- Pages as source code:
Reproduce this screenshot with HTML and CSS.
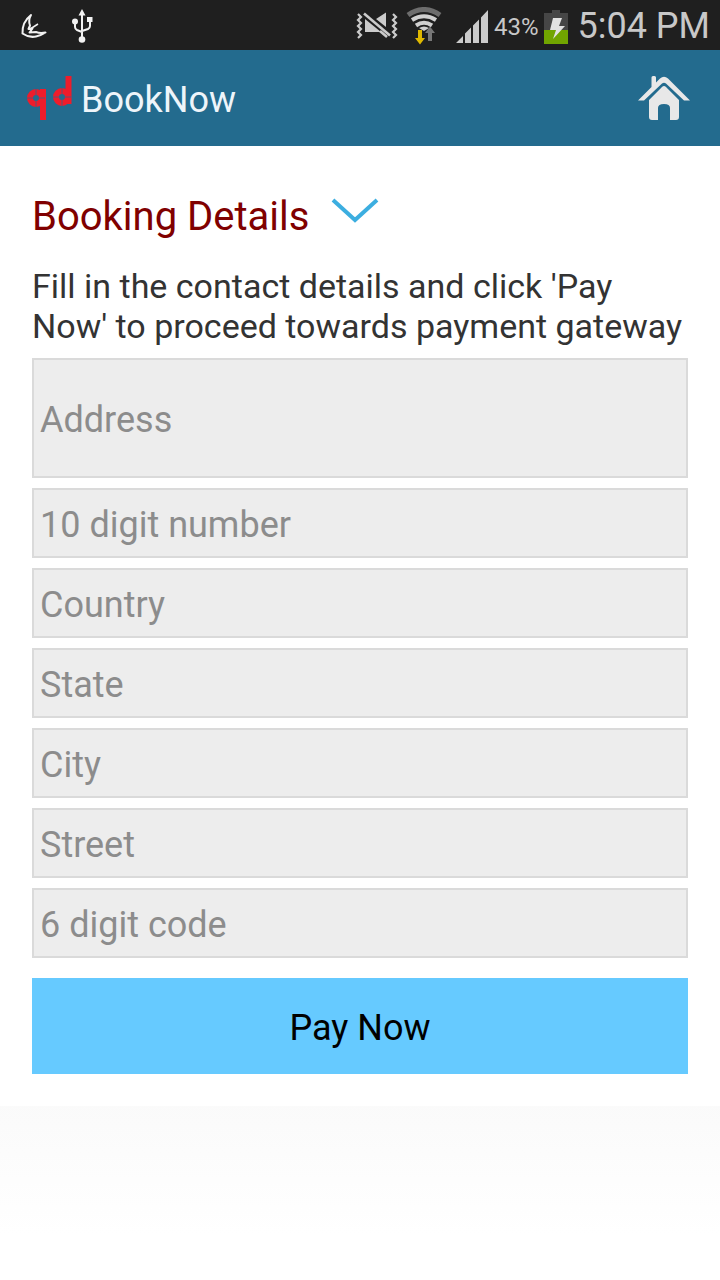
FILE: index.html
```html
<!DOCTYPE html>
<html lang="en">
<head>
<meta charset="utf-8">
<meta name="viewport" content="width=device-width, initial-scale=1">
<title>BookNow</title>
<link rel="stylesheet" href="styles.css">
</head>
<body>
<div class="status">
  <div class="status-left">
    <svg width="28" height="28" viewBox="20 12 28 28" fill="none" stroke="#f2f2f2" stroke-width="2" stroke-linejoin="round"><path d="M31 15Q22 22 22.500 33.500Q29 38 36 36.500Q41 35.500 45.500 32.500Q40 33.500 36 32L29.500 32.500L32.500 28.500L28.500 29L30 25.500Q28 20 31 15Z"/><path d="M31 28.500L38 24" stroke-width="1.500"/></svg>
    <svg width="24" height="36" viewBox="70 8 24 36" fill="none" stroke="#f2f2f2" stroke-width="2"><path d="M82 13V39M75 21V27Q75 29 77 30L82 32M90 20V26Q90 28 88 29L82 31"/><path d="M82 9L85.500 15.500H78.500ZM87 17H92.500V22H87Z" fill="#f2f2f2" stroke="none"/><circle cx="75" cy="21.500" r="3" fill="#f2f2f2" stroke="none"/><circle cx="82" cy="39.500" r="3.300" fill="#f2f2f2" stroke="none"/></svg>
  </div>
  <div class="status-right">
    <svg width="42" height="32" viewBox="357 10 42 32" fill="none" stroke="#cbcbcb" stroke-width="2.200"><path d="M359 14L362 17L359 20L362 23L359 26L362 29L359 32L362 35L359 38M394 14L397 17L394 20L397 23L394 26L397 29L394 32L397 35L394 38"/><path d="M366 19L382 32H366ZM377 19L387 12.500V27Z" fill="#cbcbcb" stroke="none"/><path d="M365 13L391 35" stroke="#1f1f1f" stroke-width="5"/><path d="M365 13.500L391 35.500" stroke-width="2.600"/><path d="M381 31L388 37" stroke-width="2.600"/></svg>
    <svg class="wifi" width="36" height="38" viewBox="407 7 36 38" fill="none"><path d="M409 15Q425 4 441 15" stroke="#6d6d6d" stroke-width="5"/><path d="M413 20Q425 12.500 437 20M417 25.500Q425 20 433 25.500" stroke="#d0d0d0" stroke-width="4"/><path d="M420 28Q425 25 430 28L425 31Z" fill="#d0d0d0"/><path d="M419 30H423V38H426L421 44.500L416 38H419Z" fill="#dfb800"/><path d="M429 41V33H426L431 26.500L436 33H433V41Z" fill="#777"/></svg>
    <svg class="signal" width="34" height="34" viewBox="456 10 34 34" fill="#cbcbcb"><path d="M457 44L464 37V44ZM466 44V34.500L472 28.500V44ZM474 44V26.500L480 20.500V44ZM482 44V18.500L489 11V44Z"/></svg>
    <span class="percent">43%</span>
    <svg class="battery" width="24" height="35" viewBox="543 9 24 35"><path d="M543 13H551V10H559V13H567V44H543Z" fill="#464646"/><path d="M543 30H567V44H543Z" fill="#71a500"/><path d="M552 18H561L558 26H564L552 39L555 30H549Z" fill="#e2e2e2"/></svg>
    <span class="time">5:04 PM</span>
  </div>
</div>
<header class="bar">
  <svg class="logo" width="46" height="46" viewBox="27 75 46 46" fill="none" stroke="#ee1c2b"><circle cx="36" cy="98" r="6" stroke-width="6"/><path d="M43 89V120M68.500 76V104" stroke-width="6"/><circle cx="62" cy="97" r="6" stroke-width="6"/><path d="M36 88V95M36 101V108M26 98H33M62 87V94M62 100V107M52 97H59M39 98H45M65 97H71" stroke="#236b8e" stroke-width="1" opacity=".7"/></svg>
  <h1 class="title">BookNow</h1>
  <button class="home" type="button" aria-label="Home">
    <svg width="52" height="46" viewBox="638 75 52 46" fill="#e8e8e8"><path d="M638 100.500L651.500 87V77.500Q651.500 76 653 76H654.500Q656 76 656 77.500V82.500L660 78.500Q664 75 668 78.500L690 100.500H684L666 83.500Q664 82 662 83.500L644 100.500Z"/><path d="M649 100L662 87Q664 85 666 87L679 100V117Q679 120 676 120H670V108Q670 104 664 104Q658 104 658 108V120H652Q649 120 649 117Z"/></svg>
  </button>
</header>
<main class="page">
  <form class="card">
    <h2 class="heading">Booking Details
      <svg width="48" height="26" viewBox="331 198 48 26" fill="none" stroke="#3caee0" stroke-width="4"><path d="M333 200L355 220L377 200"/></svg>
    </h2>
    <p class="intro">Fill in the contact details and click 'Pay Now' to proceed towards payment gateway</p>
    <div class="fields">
      <input class="field tall" type="text" placeholder="Address" aria-label="Address">
      <input class="field" type="tel" placeholder="10 digit number" aria-label="Phone number">
      <input class="field" type="text" placeholder="Country" aria-label="Country">
      <input class="field" type="text" placeholder="State" aria-label="State">
      <input class="field" type="text" placeholder="City" aria-label="City">
      <input class="field" type="text" placeholder="Street" aria-label="Street">
      <input class="field" type="text" placeholder="6 digit code" aria-label="Postal code">
    </div>
    <button class="pay" type="button">Pay Now</button>
  </form>
</main>
</body>
</html>
```
FILE: styles.css
```css
* { box-sizing: border-box; }
body {
  margin: 0;
  min-height: 100vh;
  display: flex;
  flex-direction: column;
  background: #fff;
  font-family: Roboto, "Liberation Sans", sans-serif;
}
h1, h2, p { margin: 0; font-weight: 400; }
svg { display: block; flex: none; }
.status {
  height: 50px;
  padding: 2px 10px 0 20px;
  display: flex;
  align-items: center;
  justify-content: space-between;
  background: #1f1f1f;
  color: #c8c8c8;
}
.status-left { display: flex; align-items: center; gap: 22px; }
.status-right { display: flex; align-items: center; }
.wifi { margin-left: 8px; }
.signal { margin-left: 13px; }
.percent { margin-left: 5px; padding-top: 2px; font-size: 24px; }
.battery { margin: 0 10px 0 5px; }
.time { font-size: 36px; line-height: 48px; }
.bar {
  height: 96px;
  padding: 0 30px 0 27px;
  display: flex;
  align-items: center;
  background: #236b8e;
}
.title {
  flex: 1;
  margin-left: 8px;
  padding-top: 4px;
  font-size: 36px;
  line-height: 48px;
  color: #eef5fa;
}
.home { padding: 0; border: 0; background: none; }
.page {
  flex: 1;
  background: linear-gradient(#fff 0%, #fafafa 84%, #fff 96%);
}
.card { padding: 47px 32px 32px; background: #fff; }
.heading {
  display: flex;
  align-items: flex-start;
  gap: 22px;
  font-size: 40px;
  line-height: 48px;
  color: #800000;
}
.heading svg { margin-top: 5px; }
.intro {
  margin-top: 25px;
  font-size: 34px;
  line-height: 40px;
  color: #333;
}
.fields { display: flex; flex-direction: column; gap: 10px; margin-top: 12px; }
.field {
  width: 100%;
  height: 70px;
  padding: 4px 6px 0;
  border: 2px solid #dadada;
  border-radius: 0;
  background: #ededed;
  font: inherit;
  font-size: 36px;
  color: #333;
}
.field.tall { height: 120px; }
.field::placeholder { color: #8c8c8c; opacity: 1; }
.pay {
  display: block;
  width: 100%;
  height: 96px;
  margin-top: 20px;
  padding-top: 4px;
  border: 0;
  background: #66caff;
  font: inherit;
  font-size: 36px;
  color: #000;
}
```
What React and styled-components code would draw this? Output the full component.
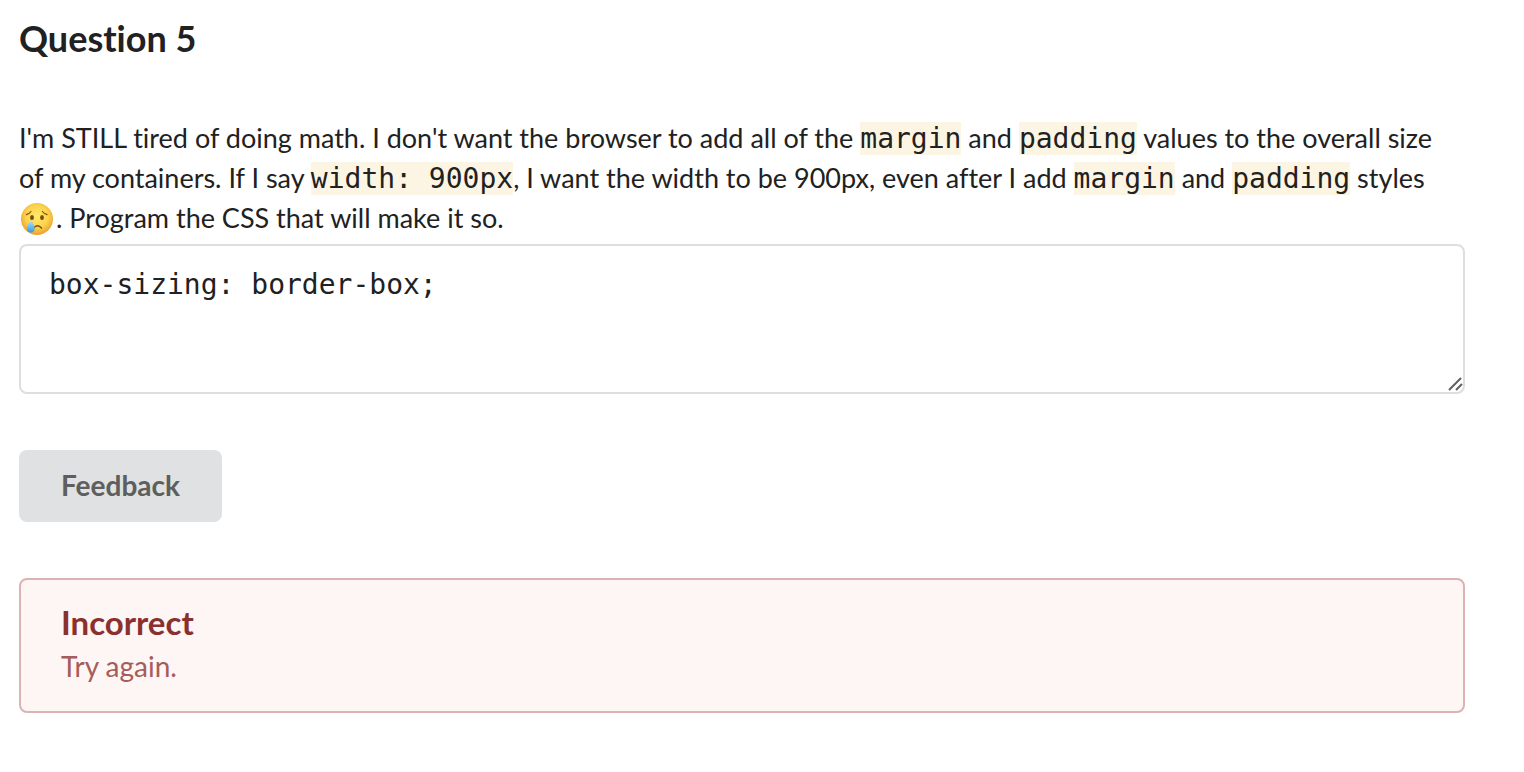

- Direction: Print every entry exactly as written, without the pictures.

- Finished answer:
Reproduce this screenshot with HTML and CSS.
FILE: index.html
```html
<!DOCTYPE html>
<html lang="en">
<head>
<meta charset="utf-8">
<meta name="viewport" content="width=device-width, initial-scale=1">
<title>BookNow</title>
<link rel="stylesheet" href="styles.css">
</head>
<body>
<div class="status">
  <div class="status-left">
    <svg width="28" height="28" viewBox="20 12 28 28" fill="none" stroke="#f2f2f2" stroke-width="2" stroke-linejoin="round"><path d="M31 15Q22 22 22.500 33.500Q29 38 36 36.500Q41 35.500 45.500 32.500Q40 33.500 36 32L29.500 32.500L32.500 28.500L28.500 29L30 25.500Q28 20 31 15Z"/><path d="M31 28.500L38 24" stroke-width="1.500"/></svg>
    <svg width="24" height="36" viewBox="70 8 24 36" fill="none" stroke="#f2f2f2" stroke-width="2"><path d="M82 13V39M75 21V27Q75 29 77 30L82 32M90 20V26Q90 28 88 29L82 31"/><path d="M82 9L85.500 15.500H78.500ZM87 17H92.500V22H87Z" fill="#f2f2f2" stroke="none"/><circle cx="75" cy="21.500" r="3" fill="#f2f2f2" stroke="none"/><circle cx="82" cy="39.500" r="3.300" fill="#f2f2f2" stroke="none"/></svg>
  </div>
  <div class="status-right">
    <svg width="42" height="32" viewBox="357 10 42 32" fill="none" stroke="#cbcbcb" stroke-width="2.200"><path d="M359 14L362 17L359 20L362 23L359 26L362 29L359 32L362 35L359 38M394 14L397 17L394 20L397 23L394 26L397 29L394 32L397 35L394 38"/><path d="M366 19L382 32H366ZM377 19L387 12.500V27Z" fill="#cbcbcb" stroke="none"/><path d="M365 13L391 35" stroke="#1f1f1f" stroke-width="5"/><path d="M365 13.500L391 35.500" stroke-width="2.600"/><path d="M381 31L388 37" stroke-width="2.600"/></svg>
    <svg class="wifi" width="36" height="38" viewBox="407 7 36 38" fill="none"><path d="M409 15Q425 4 441 15" stroke="#6d6d6d" stroke-width="5"/><path d="M413 20Q425 12.500 437 20M417 25.500Q425 20 433 25.500" stroke="#d0d0d0" stroke-width="4"/><path d="M420 28Q425 25 430 28L425 31Z" fill="#d0d0d0"/><path d="M419 30H423V38H426L421 44.500L416 38H419Z" fill="#dfb800"/><path d="M429 41V33H426L431 26.500L436 33H433V41Z" fill="#777"/></svg>
    <svg class="signal" width="34" height="34" viewBox="456 10 34 34" fill="#cbcbcb"><path d="M457 44L464 37V44ZM466 44V34.500L472 28.500V44ZM474 44V26.500L480 20.500V44ZM482 44V18.500L489 11V44Z"/></svg>
    <span class="percent">43%</span>
    <svg class="battery" width="24" height="35" viewBox="543 9 24 35"><path d="M543 13H551V10H559V13H567V44H543Z" fill="#464646"/><path d="M543 30H567V44H543Z" fill="#71a500"/><path d="M552 18H561L558 26H564L552 39L555 30H549Z" fill="#e2e2e2"/></svg>
    <span class="time">5:04 PM</span>
  </div>
</div>
<header class="bar">
  <svg class="logo" width="46" height="46" viewBox="27 75 46 46" fill="none" stroke="#ee1c2b"><circle cx="36" cy="98" r="6" stroke-width="6"/><path d="M43 89V120M68.500 76V104" stroke-width="6"/><circle cx="62" cy="97" r="6" stroke-width="6"/><path d="M36 88V95M36 101V108M26 98H33M62 87V94M62 100V107M52 97H59M39 98H45M65 97H71" stroke="#236b8e" stroke-width="1" opacity=".7"/></svg>
  <h1 class="title">BookNow</h1>
  <button class="home" type="button" aria-label="Home">
    <svg width="52" height="46" viewBox="638 75 52 46" fill="#e8e8e8"><path d="M638 100.500L651.500 87V77.500Q651.500 76 653 76H654.500Q656 76 656 77.500V82.500L660 78.500Q664 75 668 78.500L690 100.500H684L666 83.500Q664 82 662 83.500L644 100.500Z"/><path d="M649 100L662 87Q664 85 666 87L679 100V117Q679 120 676 120H670V108Q670 104 664 104Q658 104 658 108V120H652Q649 120 649 117Z"/></svg>
  </button>
</header>
<main class="page">
  <form class="card">
    <h2 class="heading">Booking Details
      <svg width="48" height="26" viewBox="331 198 48 26" fill="none" stroke="#3caee0" stroke-width="4"><path d="M333 200L355 220L377 200"/></svg>
    </h2>
    <p class="intro">Fill in the contact details and click 'Pay Now' to proceed towards payment gateway</p>
    <div class="fields">
      <input class="field tall" type="text" placeholder="Address" aria-label="Address">
      <input class="field" type="tel" placeholder="10 digit number" aria-label="Phone number">
      <input class="field" type="text" placeholder="Country" aria-label="Country">
      <input class="field" type="text" placeholder="State" aria-label="State">
      <input class="field" type="text" placeholder="City" aria-label="City">
      <input class="field" type="text" placeholder="Street" aria-label="Street">
      <input class="field" type="text" placeholder="6 digit code" aria-label="Postal code">
    </div>
    <button class="pay" type="button">Pay Now</button>
  </form>
</main>
</body>
</html>
```
FILE: styles.css
```css
* { box-sizing: border-box; }
body {
  margin: 0;
  min-height: 100vh;
  display: flex;
  flex-direction: column;
  background: #fff;
  font-family: Roboto, "Liberation Sans", sans-serif;
}
h1, h2, p { margin: 0; font-weight: 400; }
svg { display: block; flex: none; }
.status {
  height: 50px;
  padding: 2px 10px 0 20px;
  display: flex;
  align-items: center;
  justify-content: space-between;
  background: #1f1f1f;
  color: #c8c8c8;
}
.status-left { display: flex; align-items: center; gap: 22px; }
.status-right { display: flex; align-items: center; }
.wifi { margin-left: 8px; }
.signal { margin-left: 13px; }
.percent { margin-left: 5px; padding-top: 2px; font-size: 24px; }
.battery { margin: 0 10px 0 5px; }
.time { font-size: 36px; line-height: 48px; }
.bar {
  height: 96px;
  padding: 0 30px 0 27px;
  display: flex;
  align-items: center;
  background: #236b8e;
}
.title {
  flex: 1;
  margin-left: 8px;
  padding-top: 4px;
  font-size: 36px;
  line-height: 48px;
  color: #eef5fa;
}
.home { padding: 0; border: 0; background: none; }
.page {
  flex: 1;
  background: linear-gradient(#fff 0%, #fafafa 84%, #fff 96%);
}
.card { padding: 47px 32px 32px; background: #fff; }
.heading {
  display: flex;
  align-items: flex-start;
  gap: 22px;
  font-size: 40px;
  line-height: 48px;
  color: #800000;
}
.heading svg { margin-top: 5px; }
.intro {
  margin-top: 25px;
  font-size: 34px;
  line-height: 40px;
  color: #333;
}
.fields { display: flex; flex-direction: column; gap: 10px; margin-top: 12px; }
.field {
  width: 100%;
  height: 70px;
  padding: 4px 6px 0;
  border: 2px solid #dadada;
  border-radius: 0;
  background: #ededed;
  font: inherit;
  font-size: 36px;
  color: #333;
}
.field.tall { height: 120px; }
.field::placeholder { color: #8c8c8c; opacity: 1; }
.pay {
  display: block;
  width: 100%;
  height: 96px;
  margin-top: 20px;
  padding-top: 4px;
  border: 0;
  background: #66caff;
  font: inherit;
  font-size: 36px;
  color: #000;
}
```
What React and styled-components code would draw this? Output the full component.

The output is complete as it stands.